Nota a Cass. Civ., Sez. Un., 12 febbraio 2025, n. 3625.
La recente sentenza delle Sezioni Unite della Cassazione affronta una tematica di estrema rilevanza per il diritto tributario e societario: la responsabilità degli ex soci di una società estinta nei confronti del Fisco. Una questione che si colloca al crocevia tra tutela dell’interesse erariale e garanzia per chi ha cessato l’attività imprenditoriale, con implicazioni pratiche per professionisti e imprese.
Il contesto normativo e giurisprudenziale.
L’art. 2495 c.c., nel disciplinare l’estinzione della società di capitali, prevede che i creditori non soddisfatti possano agire nei confronti degli ex soci, ma solo nei limiti di quanto questi abbiano ricevuto a seguito della liquidazione. Questo principio, apparentemente lineare, si complica quando la pretesa creditoria proviene dall’Agenzia delle Entrate, che spesso punta a ottenere un titolo esecutivo nei confronti dei soci, anche in assenza di somme concretamente riscosse.
Già le Sezioni Unite, con le sentenze del 2013, avevano chiarito che l’estinzione della società non comporta la scomparsa automatica dei debiti, che possono traslare sugli ex soci. Tuttavia, la recente pronuncia della Suprema Corte ha ulteriormente affinato il concetto, stabilendo che il limite di responsabilità ex art. 2495 c.c. non incide sulla legittimazione processuale, ma esclusivamente sull’interesse ad agire del creditore, con conseguenze rilevanti in termini di onere della prova e strategia difensiva.
Gli effetti pratici della decisione.
Secondo la Cassazione, l’Agenzia delle Entrate può comunque procedere nei confronti degli ex soci, anche in assenza di riparti di liquidazione, poiché la responsabilità patrimoniale potrebbe emergere successivamente. Questa impostazione introduce un elemento di forte incertezza per chi ha cessato un’attività societaria, lasciando aperta la porta a possibili azioni del Fisco, anche anni dopo la chiusura.
Per le imprese, ciò significa che la cancellazione della società non rappresenta uno scudo assoluto contro future rivendicazioni. In concreto, la difesa dell’ex socio dovrà articolarsi su più livelli:
– Contestare la sussistenza dell’interesse ad agire del Fisco, dimostrando l’insussistenza di un reale beneficio patrimoniale ricevuto.

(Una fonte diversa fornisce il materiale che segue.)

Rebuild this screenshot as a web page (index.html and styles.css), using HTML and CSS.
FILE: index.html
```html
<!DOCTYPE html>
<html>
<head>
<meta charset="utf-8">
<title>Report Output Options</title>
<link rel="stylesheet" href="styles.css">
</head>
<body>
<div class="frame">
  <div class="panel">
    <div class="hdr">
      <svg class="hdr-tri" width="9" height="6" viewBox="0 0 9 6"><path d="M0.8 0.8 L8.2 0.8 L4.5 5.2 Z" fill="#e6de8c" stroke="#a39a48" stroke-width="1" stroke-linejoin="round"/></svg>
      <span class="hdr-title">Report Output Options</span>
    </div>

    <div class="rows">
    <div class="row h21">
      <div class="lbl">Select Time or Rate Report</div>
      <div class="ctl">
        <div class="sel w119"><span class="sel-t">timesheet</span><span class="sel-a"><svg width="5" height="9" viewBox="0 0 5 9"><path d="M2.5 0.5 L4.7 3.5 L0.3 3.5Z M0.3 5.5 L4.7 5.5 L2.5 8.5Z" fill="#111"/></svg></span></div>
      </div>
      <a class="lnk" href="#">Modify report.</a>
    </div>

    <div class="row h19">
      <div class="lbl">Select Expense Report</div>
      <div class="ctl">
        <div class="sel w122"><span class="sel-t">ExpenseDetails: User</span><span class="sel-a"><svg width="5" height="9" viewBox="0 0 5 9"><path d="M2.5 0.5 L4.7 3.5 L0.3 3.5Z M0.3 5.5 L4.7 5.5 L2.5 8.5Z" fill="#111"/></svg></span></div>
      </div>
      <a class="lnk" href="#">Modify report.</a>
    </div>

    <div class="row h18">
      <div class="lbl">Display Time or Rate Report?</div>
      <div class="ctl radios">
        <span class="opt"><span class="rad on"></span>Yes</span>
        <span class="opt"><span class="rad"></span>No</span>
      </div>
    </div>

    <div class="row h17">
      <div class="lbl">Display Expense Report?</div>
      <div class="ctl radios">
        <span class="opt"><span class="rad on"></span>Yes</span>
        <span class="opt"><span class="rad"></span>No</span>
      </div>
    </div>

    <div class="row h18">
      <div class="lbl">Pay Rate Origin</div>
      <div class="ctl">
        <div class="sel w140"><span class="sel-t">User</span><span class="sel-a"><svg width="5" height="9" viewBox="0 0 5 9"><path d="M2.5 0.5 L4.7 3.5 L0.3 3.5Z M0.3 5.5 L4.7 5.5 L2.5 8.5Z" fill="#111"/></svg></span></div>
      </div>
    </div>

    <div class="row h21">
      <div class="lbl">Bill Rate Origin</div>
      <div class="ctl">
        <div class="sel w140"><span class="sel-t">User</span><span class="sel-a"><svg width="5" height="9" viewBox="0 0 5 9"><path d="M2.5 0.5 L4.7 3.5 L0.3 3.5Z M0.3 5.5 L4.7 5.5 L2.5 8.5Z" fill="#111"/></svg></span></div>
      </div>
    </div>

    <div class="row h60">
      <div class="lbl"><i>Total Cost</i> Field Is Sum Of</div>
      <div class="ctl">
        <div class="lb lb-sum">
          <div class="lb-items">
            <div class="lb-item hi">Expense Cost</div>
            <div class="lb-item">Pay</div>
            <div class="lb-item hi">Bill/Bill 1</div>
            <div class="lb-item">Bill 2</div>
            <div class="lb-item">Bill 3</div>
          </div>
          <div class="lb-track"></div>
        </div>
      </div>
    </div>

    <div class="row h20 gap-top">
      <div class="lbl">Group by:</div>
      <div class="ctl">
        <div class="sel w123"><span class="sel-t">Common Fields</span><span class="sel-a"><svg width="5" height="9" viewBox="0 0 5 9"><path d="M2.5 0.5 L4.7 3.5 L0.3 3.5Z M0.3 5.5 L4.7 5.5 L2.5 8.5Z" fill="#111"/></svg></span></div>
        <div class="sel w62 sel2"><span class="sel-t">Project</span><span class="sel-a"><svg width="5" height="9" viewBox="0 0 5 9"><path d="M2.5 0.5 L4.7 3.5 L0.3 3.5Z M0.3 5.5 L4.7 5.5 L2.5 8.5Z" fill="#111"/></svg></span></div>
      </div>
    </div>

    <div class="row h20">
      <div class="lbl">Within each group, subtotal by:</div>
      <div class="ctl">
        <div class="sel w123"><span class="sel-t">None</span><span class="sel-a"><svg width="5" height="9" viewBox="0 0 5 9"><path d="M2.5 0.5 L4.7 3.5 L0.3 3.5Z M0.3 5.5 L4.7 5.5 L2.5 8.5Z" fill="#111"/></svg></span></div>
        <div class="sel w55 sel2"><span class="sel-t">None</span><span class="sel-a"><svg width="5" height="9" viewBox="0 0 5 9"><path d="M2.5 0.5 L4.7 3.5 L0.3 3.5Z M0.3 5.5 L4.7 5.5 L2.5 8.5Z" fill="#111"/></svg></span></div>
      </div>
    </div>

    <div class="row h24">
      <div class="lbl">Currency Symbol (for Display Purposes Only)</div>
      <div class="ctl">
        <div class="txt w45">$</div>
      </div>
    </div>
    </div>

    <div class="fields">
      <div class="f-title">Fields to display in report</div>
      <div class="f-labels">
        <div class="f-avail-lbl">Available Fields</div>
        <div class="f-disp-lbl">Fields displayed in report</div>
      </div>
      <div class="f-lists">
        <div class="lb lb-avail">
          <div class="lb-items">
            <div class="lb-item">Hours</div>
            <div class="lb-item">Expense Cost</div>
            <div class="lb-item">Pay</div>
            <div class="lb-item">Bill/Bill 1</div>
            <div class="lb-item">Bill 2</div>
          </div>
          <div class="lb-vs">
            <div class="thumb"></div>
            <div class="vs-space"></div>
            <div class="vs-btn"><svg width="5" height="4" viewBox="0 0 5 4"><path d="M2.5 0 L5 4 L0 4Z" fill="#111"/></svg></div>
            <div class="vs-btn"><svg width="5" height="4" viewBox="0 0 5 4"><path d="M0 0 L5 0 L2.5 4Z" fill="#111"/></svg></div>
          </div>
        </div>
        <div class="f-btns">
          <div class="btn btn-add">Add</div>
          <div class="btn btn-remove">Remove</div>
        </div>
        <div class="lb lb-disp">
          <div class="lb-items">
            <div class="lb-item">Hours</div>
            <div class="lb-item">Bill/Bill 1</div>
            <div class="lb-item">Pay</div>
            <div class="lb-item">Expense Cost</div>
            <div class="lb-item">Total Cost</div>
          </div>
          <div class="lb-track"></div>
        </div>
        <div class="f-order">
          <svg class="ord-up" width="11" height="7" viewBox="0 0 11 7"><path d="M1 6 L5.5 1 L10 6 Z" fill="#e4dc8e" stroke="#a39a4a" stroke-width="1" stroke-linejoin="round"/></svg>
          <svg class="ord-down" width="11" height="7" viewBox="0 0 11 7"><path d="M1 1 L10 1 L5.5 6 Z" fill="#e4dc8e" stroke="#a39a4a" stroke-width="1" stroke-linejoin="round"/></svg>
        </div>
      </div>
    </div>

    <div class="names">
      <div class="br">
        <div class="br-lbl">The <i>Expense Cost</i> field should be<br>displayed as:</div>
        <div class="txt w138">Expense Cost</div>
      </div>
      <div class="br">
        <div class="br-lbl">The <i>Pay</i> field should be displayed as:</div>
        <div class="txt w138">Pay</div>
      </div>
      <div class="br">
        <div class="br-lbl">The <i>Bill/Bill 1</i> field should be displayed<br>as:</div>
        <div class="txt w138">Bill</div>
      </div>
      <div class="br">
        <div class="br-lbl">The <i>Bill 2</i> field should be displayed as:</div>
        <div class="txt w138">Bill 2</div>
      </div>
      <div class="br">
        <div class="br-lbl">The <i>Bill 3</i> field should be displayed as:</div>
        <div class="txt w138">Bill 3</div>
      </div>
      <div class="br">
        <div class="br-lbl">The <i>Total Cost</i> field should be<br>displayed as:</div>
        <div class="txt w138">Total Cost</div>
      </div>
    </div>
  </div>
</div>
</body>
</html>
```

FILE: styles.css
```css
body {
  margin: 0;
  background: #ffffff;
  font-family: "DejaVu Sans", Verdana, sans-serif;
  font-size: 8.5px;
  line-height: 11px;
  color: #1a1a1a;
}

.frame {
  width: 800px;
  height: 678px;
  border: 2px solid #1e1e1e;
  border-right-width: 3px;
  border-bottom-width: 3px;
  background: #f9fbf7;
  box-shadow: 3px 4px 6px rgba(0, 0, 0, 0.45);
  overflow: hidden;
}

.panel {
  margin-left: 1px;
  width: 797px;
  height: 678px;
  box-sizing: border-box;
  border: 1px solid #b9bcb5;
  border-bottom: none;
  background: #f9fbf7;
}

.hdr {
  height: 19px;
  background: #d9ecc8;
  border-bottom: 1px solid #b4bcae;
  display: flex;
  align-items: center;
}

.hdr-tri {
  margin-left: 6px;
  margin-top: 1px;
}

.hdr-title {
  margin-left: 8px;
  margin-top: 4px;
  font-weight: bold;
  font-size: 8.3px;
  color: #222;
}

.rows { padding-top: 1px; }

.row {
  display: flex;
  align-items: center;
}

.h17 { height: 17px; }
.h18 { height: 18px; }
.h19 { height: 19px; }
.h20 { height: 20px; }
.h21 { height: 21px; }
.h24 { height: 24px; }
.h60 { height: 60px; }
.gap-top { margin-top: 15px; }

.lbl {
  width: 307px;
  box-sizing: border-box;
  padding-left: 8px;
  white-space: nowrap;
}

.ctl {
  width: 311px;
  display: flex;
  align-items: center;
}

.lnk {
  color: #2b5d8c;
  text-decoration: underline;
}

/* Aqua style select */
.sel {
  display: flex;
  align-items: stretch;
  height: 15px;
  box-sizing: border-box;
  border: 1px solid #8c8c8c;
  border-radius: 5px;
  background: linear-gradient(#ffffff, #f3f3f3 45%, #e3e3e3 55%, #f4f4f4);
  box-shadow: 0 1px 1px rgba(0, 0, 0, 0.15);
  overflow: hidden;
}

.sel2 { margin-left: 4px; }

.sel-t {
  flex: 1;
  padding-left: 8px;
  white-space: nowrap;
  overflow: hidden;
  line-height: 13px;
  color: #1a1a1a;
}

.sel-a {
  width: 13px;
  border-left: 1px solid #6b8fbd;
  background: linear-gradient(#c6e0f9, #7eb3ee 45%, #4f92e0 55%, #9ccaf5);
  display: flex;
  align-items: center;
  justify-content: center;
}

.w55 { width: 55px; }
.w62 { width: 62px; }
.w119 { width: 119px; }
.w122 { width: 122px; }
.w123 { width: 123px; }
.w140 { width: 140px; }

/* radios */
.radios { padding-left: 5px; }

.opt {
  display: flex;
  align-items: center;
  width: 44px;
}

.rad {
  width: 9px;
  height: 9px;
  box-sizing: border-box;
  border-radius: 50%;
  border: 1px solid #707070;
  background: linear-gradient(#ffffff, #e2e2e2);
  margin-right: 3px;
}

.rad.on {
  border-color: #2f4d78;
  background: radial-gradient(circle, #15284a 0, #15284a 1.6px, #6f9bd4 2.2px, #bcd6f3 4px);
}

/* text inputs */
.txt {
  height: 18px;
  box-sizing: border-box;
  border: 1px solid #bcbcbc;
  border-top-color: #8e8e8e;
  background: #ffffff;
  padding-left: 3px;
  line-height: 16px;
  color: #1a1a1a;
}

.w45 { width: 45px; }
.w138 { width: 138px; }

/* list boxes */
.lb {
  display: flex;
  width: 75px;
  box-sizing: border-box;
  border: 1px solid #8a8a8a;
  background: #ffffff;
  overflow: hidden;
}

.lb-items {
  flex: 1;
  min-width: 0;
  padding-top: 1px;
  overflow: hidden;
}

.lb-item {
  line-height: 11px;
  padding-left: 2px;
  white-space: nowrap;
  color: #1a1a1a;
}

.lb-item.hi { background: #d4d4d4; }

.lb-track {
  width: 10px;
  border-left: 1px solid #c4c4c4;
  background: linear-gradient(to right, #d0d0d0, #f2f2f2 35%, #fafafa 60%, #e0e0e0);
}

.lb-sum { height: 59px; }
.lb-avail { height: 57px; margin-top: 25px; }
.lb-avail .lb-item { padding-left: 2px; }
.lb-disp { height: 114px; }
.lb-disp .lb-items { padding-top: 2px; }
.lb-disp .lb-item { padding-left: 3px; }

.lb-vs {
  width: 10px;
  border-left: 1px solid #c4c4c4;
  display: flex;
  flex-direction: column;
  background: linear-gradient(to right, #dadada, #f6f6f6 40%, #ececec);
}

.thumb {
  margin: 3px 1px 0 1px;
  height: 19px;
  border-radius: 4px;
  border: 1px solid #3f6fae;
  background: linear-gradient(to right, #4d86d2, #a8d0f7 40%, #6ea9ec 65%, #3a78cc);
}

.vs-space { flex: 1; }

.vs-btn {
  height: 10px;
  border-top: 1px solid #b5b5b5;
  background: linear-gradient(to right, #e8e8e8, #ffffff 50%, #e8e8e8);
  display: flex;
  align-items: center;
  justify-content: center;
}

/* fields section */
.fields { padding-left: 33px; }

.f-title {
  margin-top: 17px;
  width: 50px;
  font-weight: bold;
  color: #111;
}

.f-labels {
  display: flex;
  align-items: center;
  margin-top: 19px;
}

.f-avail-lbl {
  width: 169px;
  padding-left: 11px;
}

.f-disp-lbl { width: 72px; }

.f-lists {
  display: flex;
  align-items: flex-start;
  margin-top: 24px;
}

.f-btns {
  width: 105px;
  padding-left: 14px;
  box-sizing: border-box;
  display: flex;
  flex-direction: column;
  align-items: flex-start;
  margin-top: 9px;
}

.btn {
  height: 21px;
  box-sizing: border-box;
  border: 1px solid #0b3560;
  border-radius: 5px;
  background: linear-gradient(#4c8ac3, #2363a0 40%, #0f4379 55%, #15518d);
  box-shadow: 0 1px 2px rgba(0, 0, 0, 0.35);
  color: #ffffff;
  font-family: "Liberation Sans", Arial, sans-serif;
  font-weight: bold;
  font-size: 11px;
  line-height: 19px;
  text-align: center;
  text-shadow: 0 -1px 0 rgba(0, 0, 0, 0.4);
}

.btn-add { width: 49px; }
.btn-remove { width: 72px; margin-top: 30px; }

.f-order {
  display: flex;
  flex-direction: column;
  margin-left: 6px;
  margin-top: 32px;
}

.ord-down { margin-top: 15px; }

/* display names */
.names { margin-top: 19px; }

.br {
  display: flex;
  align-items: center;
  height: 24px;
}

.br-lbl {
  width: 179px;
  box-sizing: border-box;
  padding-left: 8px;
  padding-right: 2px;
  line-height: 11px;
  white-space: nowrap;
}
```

– Verificare la regolarità degli atti impositivi, in particolare sulla motivazione e sulle notifiche.
– Opporsi a eventuali iscrizioni a ruolo, poiché il Fisco, pur potendo ottenere un titolo, dovrà comunque dimostrare la reale disponibilità di attivi residui.
Strategie per imprese e professionisti.
Alla luce di questa decisione, gli imprenditori che intendono chiudere un’attività devono adottare alcune precauzioni:
1. Gestione attenta della liquidazione: la redazione del bilancio finale deve essere particolarmente scrupolosa, evitando di lasciare margini di contestazione su eventuali sopravvenienze attive.
2. Chiusura certificata della posizione fiscale: interloquire con l’Agenzia delle Entrate prima della cancellazione può prevenire azioni successive.
3. Valutare il rischio di azioni future: un’analisi preliminare con il proprio consulente fiscale può individuare eventuali criticità.
Conclusioni.
La recente pronuncia delle Sezioni Unite segna un passo decisivo nella definizione delle responsabilità post-liquidazione, ampliando la portata delle pretese erariali sugli ex soci. Per le imprese e i professionisti, ciò impone un cambio di prospettiva: la fine della società non chiude necessariamente i conti con il Fisco. Anticipare le mosse e adottare strategie mirate diventa essenziale per evitare sorprese sgradite. Il diritto alla difesa si esercita prima ancora che il Fisco bussi alla porta.